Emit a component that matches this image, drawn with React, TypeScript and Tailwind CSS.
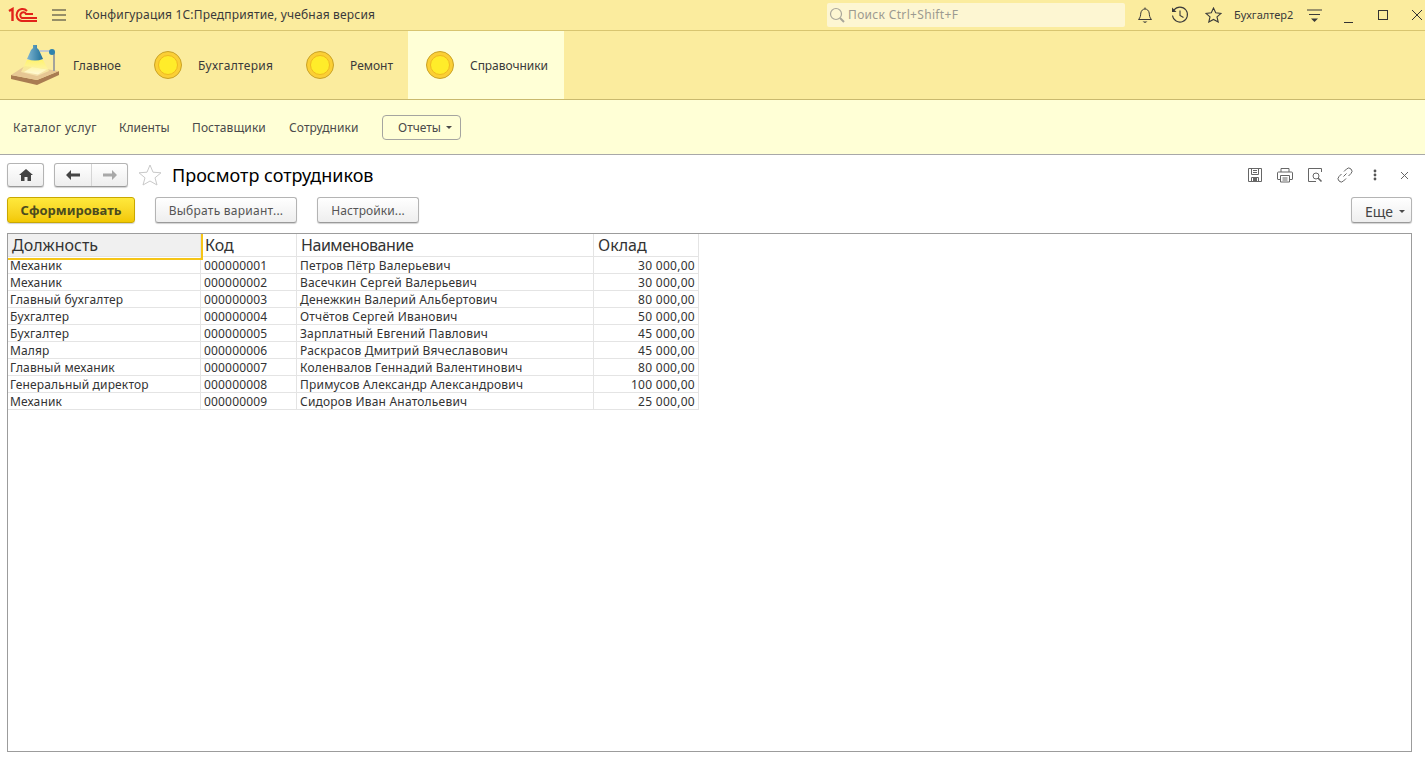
import React from "react";

const Circle = () => (
  <svg width="28" height="28" viewBox="0 0 28 28" className="shrink-0">
    <circle cx="14" cy="14" r="13.5" fill="#fbcf35" stroke="#c9a227" strokeWidth="1" />
    <circle cx="14" cy="14" r="9.5" fill="#ffec2a" stroke="#f0b91f" strokeWidth="1" />
  </svg>
);

const Lamp = () => (
  <svg width="50" height="40" viewBox="0 0 50 40" className="shrink-0">
    <defs>
      <linearGradient id="lg1" x1="0" y1="0" x2="0" y2="1">
        <stop offset="0" stopColor="#fff36a" stopOpacity="0.95" />
        <stop offset="1" stopColor="#fff8c8" stopOpacity="0.5" />
      </linearGradient>
      <linearGradient id="lg2" x1="0" y1="0" x2="1" y2="0">
        <stop offset="0" stopColor="#7fb6d2" />
        <stop offset="1" stopColor="#1f6f99" />
      </linearGradient>
    </defs>
    <path d="M1 30 L27 35 L49 26 V30 L27 40 L1 34 Z" fill="#a97c52" />
    <path d="M1 30 L15 21 L49 26 L27 35 Z" fill="#e6c794" />
    <path d="M14 27 L22 22 L37 24.5 L28 29.5 Z" fill="#fffbef" />
    <path d="M17 15 L33 15 L39 26 L27 31 L11 27 Z" fill="url(#lg1)" />
    <rect x="43" y="7" width="2" height="19" fill="#a3a39b" />
    <rect x="30" y="5" width="12" height="2" fill="#c4cace" />
    <circle cx="42" cy="7" r="3" fill="#2f83ad" />
    <path d="M23 0 L27 0 L27 3 L29 5 L33 14 Q25 17 17 14 L21 5 L23 3 Z" fill="url(#lg2)" />
  </svg>
);

const Caret = ({ c = "#4a4a4a" }: { c?: string }) => (
  <svg width="6" height="3" viewBox="0 0 6 3" className="shrink-0"><path d="M0 0 H6 L3 3 Z" fill={c} /></svg>
);

const rows = [
  ["Механик", "000000001", "Петров Пётр Валерьевич", "30 000,00"],
  ["Механик", "000000002", "Васечкин Сергей Валерьевич", "30 000,00"],
  ["Главный бухгалтер", "000000003", "Денежкин Валерий Альбертович", "80 000,00"],
  ["Бухгалтер", "000000004", "Отчётов Сергей Иванович", "50 000,00"],
  ["Бухгалтер", "000000005", "Зарплатный Евгений Павлович", "45 000,00"],
  ["Маляр", "000000006", "Раскрасов Дмитрий Вячеславович", "45 000,00"],
  ["Главный механик", "000000007", "Коленвалов Геннадий Валентинович", "80 000,00"],
  ["Генеральный директор", "000000008", "Примусов Александр Александрович", "100 000,00"],
  ["Механик", "000000009", "Сидоров Иван Анатольевич", "25 000,00"],
];

const gray = "h-[26px] rounded-[3px] border border-[#b4b4b4] border-b-[#9a9a9a] bg-gradient-to-b from-white to-[#eeeeee] shadow-[0_1px_1px_rgba(0,0,0,0.18)]";

export default function App() {
  return (
    <div className="[font-family:'Liberation_Sans',Arial,sans-serif] w-[1425px] h-[764px] overflow-hidden bg-white text-[12px] text-[#333] flex flex-col">
      {/* Title bar */}
      <div className="h-[31px] shrink-0 bg-[#fbec9e] border-b border-[#d8c570] flex items-center">
        <svg width="30" height="16" viewBox="0 0 30 16" className="ml-[8px] shrink-0">
          <g fill="none" stroke="#e2231a" strokeWidth="2">
            <path d="M1 4 L4.5 2 V14" strokeWidth="2.4" />
            <path d="M29 14 H14 A6 6 0 1 1 19 4" />
            <path d="M29 11 H14 A3 3 0 1 1 18 7 H25" />
          </g>
        </svg>
        <svg width="14" height="12" viewBox="0 0 14 12" className="ml-[14px] shrink-0">
          <path d="M0 1 H14 M0 6 H14 M0 11 H14" stroke="#333" strokeWidth="1" />
        </svg>
        <span className="ml-[19px] tracking-[0.17px] text-[#3a3a3a]">Конфигурация 1С:Предприятие, учебная версия</span>
        <div className="ml-auto w-[298px] h-[24px] rounded-[2px] bg-[#fdf6d2] flex items-center pl-[2px]">
          <svg width="16" height="16" viewBox="0 0 16 16" className="shrink-0">
            <circle cx="7" cy="7" r="5.5" fill="none" stroke="#a9a69a" strokeWidth="1.2" />
            <path d="M11 11 L15 15" stroke="#a9a69a" strokeWidth="2" />
          </svg>
          <span className="ml-[3px] tracking-[0.33px] text-[#9c9a90]">Поиск Ctrl+Shift+F</span>
        </div>
        <svg width="16" height="17" viewBox="0 0 16 17" className="ml-[12px] shrink-0">
          <path d="M1.5 12.5 H14.5 C12.5 10.5 12.5 8.5 12.2 6 C11.8 3.5 10 2 8 2 C6 2 4.2 3.5 3.8 6 C3.5 8.5 3.5 10.5 1.5 12.5 Z M8 0.5 V2" fill="none" stroke="#3a3a3a" />
          <path d="M5.5 14.5 H10.5 L8 16 Z" fill="#3a3a3a" />
        </svg>
        <svg width="18" height="18" viewBox="0 0 18 18" className="ml-[18px] shrink-0">
          <path d="M3 4 A7.5 7.5 0 1 1 1.5 9.5" fill="none" stroke="#3a3a3a" strokeWidth="1.1" />
          <path d="M1 1.5 L1 6 L5.5 6 Z" fill="#3a3a3a" />
          <path d="M9 4.5 V9.5 L12.5 11.5" fill="none" stroke="#3a3a3a" strokeWidth="1.1" />
        </svg>
        <svg width="17" height="16" viewBox="0 0 17 16" className="ml-[16px] shrink-0">
          <path d="M8.5 1 L10.7 5.8 L16 6.4 L12 9.9 L13.2 15 L8.5 12.4 L3.8 15 L5 9.9 L1 6.4 L6.3 5.8 Z" fill="none" stroke="#3a3a3a" strokeWidth="1.1" />
        </svg>
        <span className="ml-[12px] w-[59px] text-[11px] text-[#3a3a3a] whitespace-nowrap">Бухгалтер2</span>
        <svg width="15" height="13" viewBox="0 0 15 13" className="ml-[14px] shrink-0">
          <path d="M0 1 H15 M2 5.5 H13" stroke="#3a3a3a" />
          <path d="M4 9.5 H11 L7.5 13 Z" fill="#3a3a3a" />
        </svg>
        <div className="ml-[22px] w-[9px] h-[10px] border-b border-[#333] shrink-0 mt-[5px]" />
        <div className="ml-[25px] w-[10px] h-[10px] border border-[#333] shrink-0" />
        <svg width="10" height="10" viewBox="0 0 10 10" className="ml-[24px] mr-[3px] shrink-0">
          <path d="M0 0 L10 10 M10 0 L0 10" stroke="#333" />
        </svg>
      </div>

      {/* Sections */}
      <div className="h-[69px] shrink-0 bg-[#fbec9e] border-b border-[#c9b96e] flex text-[#3a3a3a]">
        <div className="flex items-center pl-[10px] w-[136px] gap-[13px]">
          <Lamp />
          <span className="pt-[2px] tracking-[0.1px]">Главное</span>
        </div>
        <div className="flex items-center w-[146px] pl-[18px] gap-[16px]"><Circle /><span className="pt-[2px] tracking-[0.27px]">Бухгалтерия</span></div>
        <div className="flex items-center w-[126px] pl-[24px] gap-[16px]"><Circle /><span className="pt-[2px]">Ремонт</span></div>
        <div className="flex items-center w-[156px] pl-[18px] gap-[16px] bg-[#ffffd6]"><Circle /><span className="pt-[2px] tracking-[-0.05px]">Справочники</span></div>
      </div>

      {/* Sub nav */}
      <div className="h-[55px] shrink-0 bg-[#ffffd6] border-b border-[#a8a8a8] flex items-center pl-[13px] pt-[1px] text-[#4a4a4a]">
        <span className="w-[84px] whitespace-nowrap tracking-[0.4px]">Каталог услуг</span>
        <span className="ml-[22px] w-[50px]">Клиенты</span>
        <span className="ml-[23px] w-[74px] tracking-[0.1px]">Поставщики</span>
        <span className="ml-[23px] w-[70px] tracking-[0.1px]">Сотрудники</span>
        <div className="ml-[23px] w-[79px] h-[25px] rounded-[4px] border border-[#a5a5a0] flex items-center pl-[15px] gap-[5px]">
          <span>Отчеты</span><Caret />
        </div>
      </div>

      {/* Form header */}
      <div className="h-[42px] shrink-0 flex items-start pl-[7px] pt-[8px]">
        <div className={`${gray} !h-[24px] w-[37px] flex items-center justify-center`}>
          <svg width="14" height="12" viewBox="0 0 14 12"><path d="M7 0 L14 6 H12 V12 H8.5 V8 H5.5 V12 H2 V6 H0 Z" fill="#444" /></svg>
        </div>
        <div className={`${gray} !h-[24px] ml-[10px] w-[74px] flex`}>
          <div className="w-[37px] flex items-center justify-center border-r border-[#d5d5d5]">
            <svg width="14" height="10" viewBox="0 0 14 10"><path d="M5 0 V3.5 H14 V6.5 H5 V10 L0 5 Z" fill="#444" /></svg>
          </div>
          <div className="flex-1 flex items-center justify-center">
            <svg width="14" height="10" viewBox="0 0 14 10"><path d="M9 0 V3.5 H0 V6.5 H9 V10 L14 5 Z" fill="#a8a8a8" /></svg>
          </div>
        </div>
        <svg width="24" height="22" viewBox="0 0 24 22" className="ml-[10px] mt-[1px] shrink-0">
          <path d="M12 1 L15 8.2 L23 8.8 L17 13.8 L19 21 L12 17 L5 21 L7 13.8 L1 8.8 L9 8.2 Z" fill="none" stroke="#c9c9c9" />
        </svg>
        <span className="ml-[10px] text-[18px] leading-[24px] text-black">Просмотр сотрудников</span>
        <div className="ml-auto flex items-center mr-[17px] h-[24px]">
          <svg width="16" height="16" viewBox="0 0 16 16" fill="none" stroke="#666">
            <path d="M1.5 1.5 H14.5 V14.5 H1.5 Z M4.5 1.5 V7.5 H11.5 V1.5 M6 3.5 H10 M6 5.5 H10 M4.5 14.5 V10.5 H11.5 V14.5" />
            <rect x="6" y="11" width="4" height="3" fill="#666" stroke="none" />
          </svg>
          <svg width="16" height="16" viewBox="0 0 16 16" fill="none" stroke="#666" className="ml-[14px]">
            <path d="M4 5 V1.5 H12 V5 M3.5 12.5 H1 Q0.5 12.5 0.5 12 V6 Q0.5 5 1.5 5 H14.5 Q15.5 5 15.5 6 V12 Q15.5 12.5 15 12.5 H12.5 M3.5 8.5 H12.5 V15 H3.5 Z M5.5 11 H10.5 M5.5 13 H10.5" />
          </svg>
          <svg width="16" height="16" viewBox="0 0 16 16" fill="none" stroke="#666" className="ml-[14px]">
            <path d="M14.5 5 V1.5 H1.5 V14.5 H9" />
            <circle cx="9" cy="9" r="3" />
            <path d="M11 11 L14.5 14.5" strokeWidth="1.6" />
          </svg>
          <svg width="16" height="16" viewBox="0 0 16 16" fill="none" stroke="#666" className="ml-[14px]">
            <path d="M6.5 9.5 L9.5 6.5 M7 4.5 L9.5 2 A3 3 0 0 1 14 6.5 L11.5 9 M9 11.5 L6.5 14 A3 3 0 0 1 2 9.5 L4.5 7" />
          </svg>
          <svg width="4" height="12" viewBox="0 0 4 12" className="ml-[20px]">
            <circle cx="2" cy="2" r="1.4" fill="#555" /><circle cx="2" cy="6" r="1.4" fill="#555" /><circle cx="2" cy="10" r="1.4" fill="#555" />
          </svg>
          <svg width="7" height="7" viewBox="0 0 7 7" className="ml-[24px]">
            <path d="M0 0 L7 7 M7 0 L0 7" stroke="#666" />
          </svg>
        </div>
      </div>

      {/* Command bar */}
      <div className="h-[26px] shrink-0 flex items-center pr-[13px] pl-[7px]">
        <button className="h-[26px] w-[128px] pt-[2px] rounded-[3px] border border-[#c9a800] bg-gradient-to-b from-[#ffe93b] to-[#f2c800] shadow-[0_1px_1px_rgba(0,0,0,0.18)] font-bold text-[13px] text-[#4b4b1e]">Сформировать</button>
        <button className={`${gray} ml-[20px] w-[142px] pt-[2px] tracking-[0.25px] text-[#555]`}>Выбрать вариант...</button>
        <button className={`${gray} ml-[20px] w-[102px] pt-[2px] tracking-[0.1px] text-[#555]`}>Настройки...</button>
        <button className={`${gray} ml-auto w-[61px] pt-[2px] pl-[13px] flex items-center gap-[6px] text-[14px] text-[#444]`}><span>Еще</span><Caret /></button>
      </div>

      {/* Report */}
      <div className="mt-[10px] ml-[7px] w-[1405px] h-[519px] border border-[#9c9c9c] overflow-hidden">
        <table className="border-separate border-spacing-0 table-fixed w-[691px] text-[12px] leading-[14px] text-[#333]">
          <colgroup>
            <col className="w-[193px]" /><col className="w-[96px]" /><col className="w-[297px]" /><col className="w-[105px]" />
          </colgroup>
          <thead>
            <tr className="h-[23px] text-[16px] text-[#333] tracking-normal">
              <th className="relative font-normal text-left pl-[4px] bg-[#f0f0f0] border-r border-b border-[#e4e4e4]">
                Должность
                <div className="absolute left-0 top-0 w-[195px] h-[26px] border-r-2 border-b-2 border-[#f5c518] pointer-events-none" />
              </th>
              <th className="font-normal text-left pl-[4px] border-r border-b border-[#e4e4e4]">Код</th>
              <th className="font-normal text-left pl-[4px] tracking-[-0.45px] border-r border-b border-[#e4e4e4]">Наименование</th>
              <th className="font-normal text-left pl-[4px] border-r border-b border-[#e4e4e4]">Оклад</th>
            </tr>
          </thead>
          <tbody>
            {rows.map((r, i) => (
              <tr key={i} className="h-[17px]">
                <td className="pl-[2px] pt-[2px] tracking-[0.15px] border-r border-b border-[#e4e4e4] whitespace-nowrap">{r[0]}</td>
                <td className="pl-[3px] pt-[2px] tracking-[0.17px] border-r border-b border-[#e4e4e4] whitespace-nowrap">{r[1]}</td>
                <td className="pl-[3px] pt-[2px] tracking-[0.2px] border-r border-b border-[#e4e4e4] whitespace-nowrap">{r[2]}</td>
                <td className="pr-[3px] pt-[2px] tracking-[0.28px] text-right border-r border-b border-[#e4e4e4] whitespace-nowrap">{r[3]}</td>
              </tr>
            ))}
          </tbody>
        </table>
      </div>
    </div>
  );
}
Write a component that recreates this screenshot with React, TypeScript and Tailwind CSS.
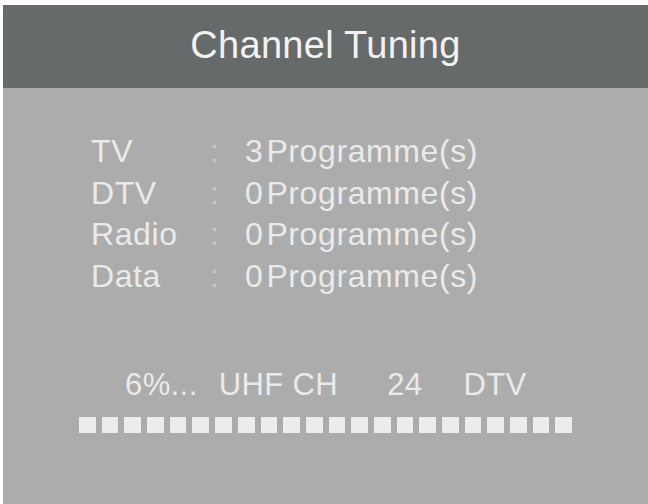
const rows = [
  { label: "TV", count: 3 },
  { label: "DTV", count: 0 },
  { label: "Radio", count: 0 },
  { label: "Data", count: 0 },
];

const BLOCKS = 22;

export default function App() {
  return (
    <div
      className="flex h-[504px] w-[648px] flex-col overflow-hidden bg-white pl-[3px] pt-[5px]"
      style={{ fontFamily: '"Liberation Sans", Arial, sans-serif' }}
    >
      <div className="flex h-[83px] shrink-0 items-center justify-center bg-[#666a6a] pb-[4px]">
        <h1 className="text-[38px] leading-none tracking-[0.3px] text-[#f2f2f2]">Channel Tuning</h1>
      </div>

      <div className="flex flex-1 flex-col bg-[#acacac] pt-[43px]">
        <div className="flex flex-col pl-[88px]">
          {rows.map((r) => (
            <div
              key={r.label}
              className="flex text-[32px] leading-[41.5px] tracking-[0.6px] text-[#eaeaea]"
            >
              <span className="w-[119px]">{r.label}</span>
              <span className="w-[35px] text-[#c6c6c6]">:</span>
              <span>
                {r.count}
                <span className="ml-[3px]">Programme(s)</span>
              </span>
            </div>
          ))}
        </div>

        <div className="mt-[72px] flex pl-[122px] text-[31px] leading-none tracking-[0.4px] text-[#eaeaea]">
          <span>6%...</span>
          <span className="ml-[21px]">UHF CH</span>
          <span className="ml-[49px]">24</span>
          <span className="ml-[41px]">DTV</span>
        </div>

        <div className="mt-[17px] flex gap-[6px] pl-[76px]">
          {Array.from({ length: BLOCKS }).map((_, i) => (
            <div key={i} className="h-[16px] w-[16.7px] bg-[#ececec]" />
          ))}
        </div>
      </div>
    </div>
  );
}
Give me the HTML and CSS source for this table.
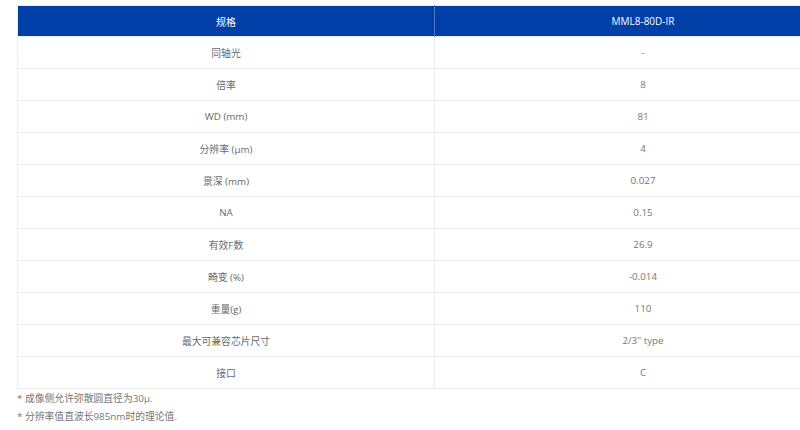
FILE: index.html
```html
<!DOCTYPE html>
<html lang="zh">
<head>
<meta charset="utf-8">
<link rel="stylesheet" href="styles.css">
</head>
<body>
<div class="wrap">
  <table class="spec">
    <thead>
      <tr><th>规格</th><th>MML8-80D-IR</th></tr>
    </thead>
    <tbody>
      <tr><td>同轴光</td><td>-</td></tr>
      <tr><td>倍率</td><td>8</td></tr>
      <tr><td>WD (mm)</td><td>81</td></tr>
      <tr><td>分辨率 (μm)</td><td>4</td></tr>
      <tr><td>景深 (mm)</td><td>0.027</td></tr>
      <tr><td>NA</td><td>0.15</td></tr>
      <tr><td>有效F数</td><td>26.9</td></tr>
      <tr><td>畸变 (%)</td><td>-0.014</td></tr>
      <tr><td>重量(g)</td><td>110</td></tr>
      <tr><td>最大可兼容芯片尺寸</td><td>2/3" type</td></tr>
      <tr><td>接口</td><td>C</td></tr>
    </tbody>
  </table>
  <div class="notes">
    <p>* 成像侧允许弥散圆直径为30μ.</p>
    <p>* 分辨率值直波长985nm时的理论值.</p>
  </div>
</div>
</body>
</html>
```
FILE: styles.css
```css
html, body {
  margin: 0;
  padding: 0;
  overflow: hidden;
  background: #fff;
}
body {
  font-family: "Open Sans", "Noto Sans CJK SC", sans-serif;
  font-size: 9.8px;
  color: #777;
}
.wrap {
  padding: 5px 0 0 17px;
  overflow: hidden;
}
.spec {
  border-collapse: collapse;
  width: 835px;
  table-layout: fixed;
  border: 1px solid #eee;
}
.spec th {
  background: #003ea8;
  color: #fff;
  font-weight: normal;
  font-size: 10px;
  height: 30px;
  padding: 0;
  text-align: center;
  border-left: 1px solid #4f78c4;
}
.spec th:first-child {
  border-left: none;
}
.spec td {
  height: 31px;
  padding: 0;
  text-align: center;
  border-top: 1px solid #eee;
  border-left: 1px solid #eee;
  color: #777;
}
.spec td:first-child {
  border-left: none;
  color: #6a6a6a;
}
.notes {
  padding-top: 1px;
}
.notes p {
  margin: 0;
  line-height: 18px;
  color: #777;
}
```
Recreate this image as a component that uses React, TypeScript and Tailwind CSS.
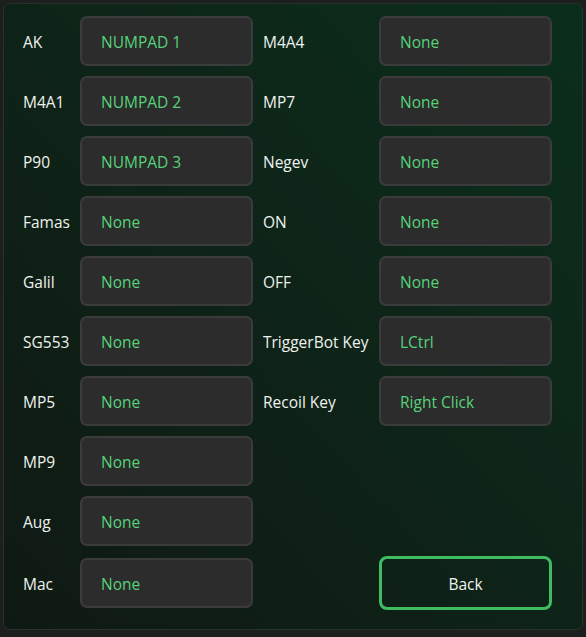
import { FC } from 'react';

const left = [
  ['AK', 'NUMPAD 1'],
  ['M4A1', 'NUMPAD 2'],
  ['P90', 'NUMPAD 3'],
  ['Famas', 'None'],
  ['Galil', 'None'],
  ['SG553', 'None'],
  ['MP5', 'None'],
  ['MP9', 'None'],
  ['Aug', 'None'],
];

const right = [
  ['M4A4', 'None'],
  ['MP7', 'None'],
  ['Negev', 'None'],
  ['ON', 'None'],
  ['OFF', 'None'],
  ['TriggerBot Key', 'LCtrl'],
  ['Recoil Key', 'Right Click'],
];

const KeyBox: FC<{ value: string }> = ({ value }) => (
  <div className="w-[173px] h-[50px] shrink-0 flex items-center pl-[19px] pt-[3px] rounded-[7px] border-2 border-[#3b3b3b] bg-[#2c2c2c] text-[#56d37a]">
    {value}
  </div>
);

const Row: FC<{ label: string; value: string; labelW: string }> = ({
  label,
  value,
  labelW,
}) => (
  <div className="flex items-center h-[50px]">
    <div className={`${labelW} shrink-0 pt-[3px] text-[#eef2ee]`}>{label}</div>
    <KeyBox value={value} />
  </div>
);

const App: FC = () => {
  return (
    <div
      className="w-[586px] h-[637px] bg-[#1d1f1e] pt-[3px] px-[3px] pb-[7px]"
      style={{ fontFamily: '"Open Sans", "Noto Sans", sans-serif' }}
    >
      <div className="h-full rounded-[7px] border border-[#26332b] bg-linear-to-bl from-[#0a2e1c] to-[#0f1913] pt-[12px] pl-[19px] text-[15.5px]">
        <div className="flex gap-[10px]">
          <div className="flex flex-col gap-[10px]">
            {left.map(([l, v]) => (
              <Row key={l} label={l} value={v} labelW="w-[57px]" />
            ))}
            <div className="flex items-center h-[54px]">
              <div className="w-[57px] shrink-0 pt-[3px] text-[#eef2ee]">Mac</div>
              <KeyBox value="None" />
            </div>
          </div>
          <div className="flex flex-col gap-[10px]">
            {right.map(([l, v]) => (
              <Row key={l} label={l} value={v} labelW="w-[116px]" />
            ))}
            <div className="flex-1" />
            <div className="flex h-[54px]">
              <div className="w-[116px] shrink-0" />
              <button className="w-[173px] h-[54px] pt-[3px] rounded-[8px] border-[3px] border-[#3fbc62] text-[#eef2ee]">
                Back
              </button>
            </div>
          </div>
        </div>
      </div>
    </div>
  );
};

export default App;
• • • • • • •
> Exercise task: The first line to give again is the one with "Write a component", and the last is the one with "const BLOCKS = 22;". Repeat them and everything between exactly, minus the pictures.

> Result of this exercise:
Write a component that recreates this screenshot with React, TypeScript and Tailwind CSS.
const rows = [
  { label: "TV", count: 3 },
  { label: "DTV", count: 0 },
  { label: "Radio", count: 0 },
  { label: "Data", count: 0 },
];

const BLOCKS = 22;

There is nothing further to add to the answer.